Literary works provide off-the-shelf fast food in the pecking order for film makers to ply their trade when writers’ block bite them. However, a majority of these “inspired” adaptations by filmmakers have always been a tricky and tacky proposition. Only a very few stay true to the text to the ‘T’ and covet the author’s as well as the audiences’ appreciation. The rest simply revel in making suitable — often-times, obnoxious — departures, retaining just a sliver of the original, and invoking disdain and depreciation; the individuals behind such are primarily motived to stamp their individuality on the “inspired” version rather than do due justice to the original and its larger thematic trajectory.
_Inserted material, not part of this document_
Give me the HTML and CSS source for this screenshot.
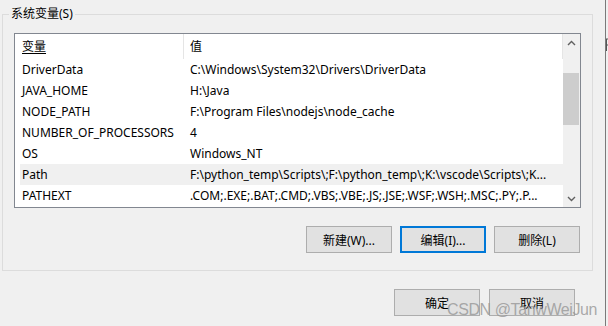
FILE: index.html
```html
<!DOCTYPE html>
<html lang="zh-CN">
<head>
    <meta charset="UTF-8">
    <title>环境变量</title>
    <link rel="stylesheet" href="styles.css">
</head>
<body>
    <div class="window">
        <div class="dialog">
            <div class="group">
                <div class="group-title">系统变量(S)</div>
                <div class="list">
                    <div class="list-body">
                        <div class="list-head">
                            <div class="cell name"><u>变量</u></div>
                            <div class="cell value">值</div>
                        </div>
                        <div class="row"><div class="cell name">DriverData</div><div class="cell value">C:\Windows\System32\Drivers\DriverData</div></div>
                        <div class="row"><div class="cell name">JAVA_HOME</div><div class="cell value">H:\Java</div></div>
                        <div class="row"><div class="cell name">NODE_PATH</div><div class="cell value">F:\Program Files\nodejs\node_cache</div></div>
                        <div class="row"><div class="cell name">NUMBER_OF_PROCESSORS</div><div class="cell value">4</div></div>
                        <div class="row"><div class="cell name">OS</div><div class="cell value">Windows_NT</div></div>
                        <div class="row selected"><div class="cell name">Path</div><div class="cell value">F:\python_temp\Scripts\;F:\python_temp\;K:\vscode\Scripts\;K...</div></div>
                        <div class="row"><div class="cell name">PATHEXT</div><div class="cell value">.COM;.EXE;.BAT;.CMD;.VBS;.VBE;.JS;.JSE;.WSF;.WSH;.MSC;.PY;.P...</div></div>
                    </div>
                    <div class="scrollbar">
                        <div class="arrow">
                            <svg width="9" height="6" viewBox="0 0 9 6"><path d="M1 5 L4.5 1.5 L8 5" fill="none" stroke="#606060" stroke-width="1.4"/></svg>
                        </div>
                        <div class="track"><div class="thumb"></div></div>
                        <div class="arrow">
                            <svg width="9" height="6" viewBox="0 0 9 6"><path d="M1 1 L4.5 4.5 L8 1" fill="none" stroke="#606060" stroke-width="1.4"/></svg>
                        </div>
                    </div>
                </div>
                <div class="actions">
                    <button class="btn">新建(W)...</button>
                    <button class="btn focus">编辑(I)...</button>
                    <button class="btn">删除(L)</button>
                </div>
            </div>
            <div class="footer">
                <button class="btn">确定</button>
                <button class="btn">取消</button>
            </div>
        </div>
        <div class="edge"></div>
        <div class="beyond">
            <svg width="2" height="14" viewBox="0 0 2 14"><path d="M0 1 H2 M0.5 1 V13 M0 7 H2" stroke="#555" stroke-width="1"/></svg>
        </div>
    </div>
    <div class="watermark">CSDN @TanwWeiJun</div>
</body>
</html>
```

FILE: styles.css
```css
body{
    margin: 0;
    width: 608px;
    height: 326px;
    overflow: hidden;
    background: #f0f0f0;
    font-family: "Noto Sans", "Noto Sans CJK SC", sans-serif;
    font-size: 12px;
    color: #000;
    position: relative;
}
.window{
    display: flex;
    height: 326px;
}
.dialog{
    width: 605px;
    padding: 14px 0 0 2px;
    box-sizing: border-box;
}
/* 그룹 박스 */
.group{
    width: 591px;
    height: 257px;
    border: 1px solid #dcdcdc;
    box-sizing: border-box;
}
.group-title{
    width: max-content;
    height: 16px;
    line-height: 16px;
    margin: -9px 0 0 6px;
    padding: 0 2px;
    background: #f0f0f0;
}
.list{
    display: flex;
    width: 567px;
    height: 175px;
    margin: 11px 0 0 11px;
    border: 1px solid #828790;
    box-sizing: border-box;
    background: #fff;
}
.list-body{
    width: 548px;
    overflow: hidden;
}
.list-head, .row{
    display: grid;
    grid-template-columns: 164px 1fr;
    margin-left: 5px;
    white-space: nowrap;
}
.list-head{
    height: 25px;
    line-height: 25px;
    border-right: 1px solid #e5e5e5;
}
.list-head .name{
    border-right: 1px solid #e5e5e5;
}
.list-head u{
    text-decoration-thickness: 1px;
    text-underline-offset: 2px;
}
.row{
    height: 21px;
    line-height: 21px;
}
.row.selected{
    background: #f0f0f0;
}
.cell{
    overflow: hidden;
}
.cell.name{
    padding-left: 2px;
}
.cell.value{
    padding-left: 6px;
}
/* 스크롤바 */
.scrollbar{
    width: 17px;
    display: flex;
    flex-direction: column;
    background: #f0f0f0;
}
.arrow{
    height: 17px;
    display: flex;
    align-items: center;
    justify-content: center;
}
.track{
    flex: 1;
    padding-top: 22px;
}
.thumb{
    height: 52px;
    margin: 0 1px 0 0;
    background: #cdcdcd;
}
/* 버튼 */
.actions, .footer{
    display: flex;
    justify-content: flex-end;
}
.actions{
    gap: 8px;
    margin-top: 18px;
    padding-right: 12px;
}
.footer{
    gap: 9px;
    margin-top: 18px;
    padding-right: 30px;
}
.btn{
    width: 86px;
    height: 27px;
    padding: 0;
    border: 1px solid #adadad;
    background: #e1e1e1;
    font-family: inherit;
    font-size: 12px;
    color: #000;
    box-sizing: border-box;
}
.btn.focus{
    border: 2px solid #0078d7;
}
.edge{
    width: 1px;
    background: #7a7a7a;
}
.beyond{
    width: 2px;
    padding-top: 38px;
}
.beyond svg{
    display: block;
}
.watermark{
    position: absolute;
    left: 447px;
    top: 300px;
    font-family: "Liberation Sans", Arial, sans-serif;
    font-size: 16px;
    line-height: 20px;
    color: rgba(150, 150, 150, 0.8);
    letter-spacing: -0.4px;
}
```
One may well argue that it is the filmmaker’s prerogative on how to interpret the text in a manner that they feel is best to trigger its visual retelling in the film form. True. One certainly has to concede a person’s artistic freedom in giving vision to the text and theme at hand. However, simply retaining the kernel of an otherwise classical literary work, glibly garnishing the film to suit the maker’s febrile interpretation is not a done thing nor can one condone such an attempt; nothing can be more insulting and demeaning than that to the author, dead or alive, as also the audiences who place implicit trust on the director to come up with an honest and decent job. That unfortunately, and woefully, has been the case with the Bard of Avon William Shakespeare’s very many plays. Not that the revered Indian epics The Ramayan and The Mahabharat have not fallen prey to puerile, pitiable and pathetic renditions primarily pandering to the baser instincts of mass audiences to have cash registers clinking.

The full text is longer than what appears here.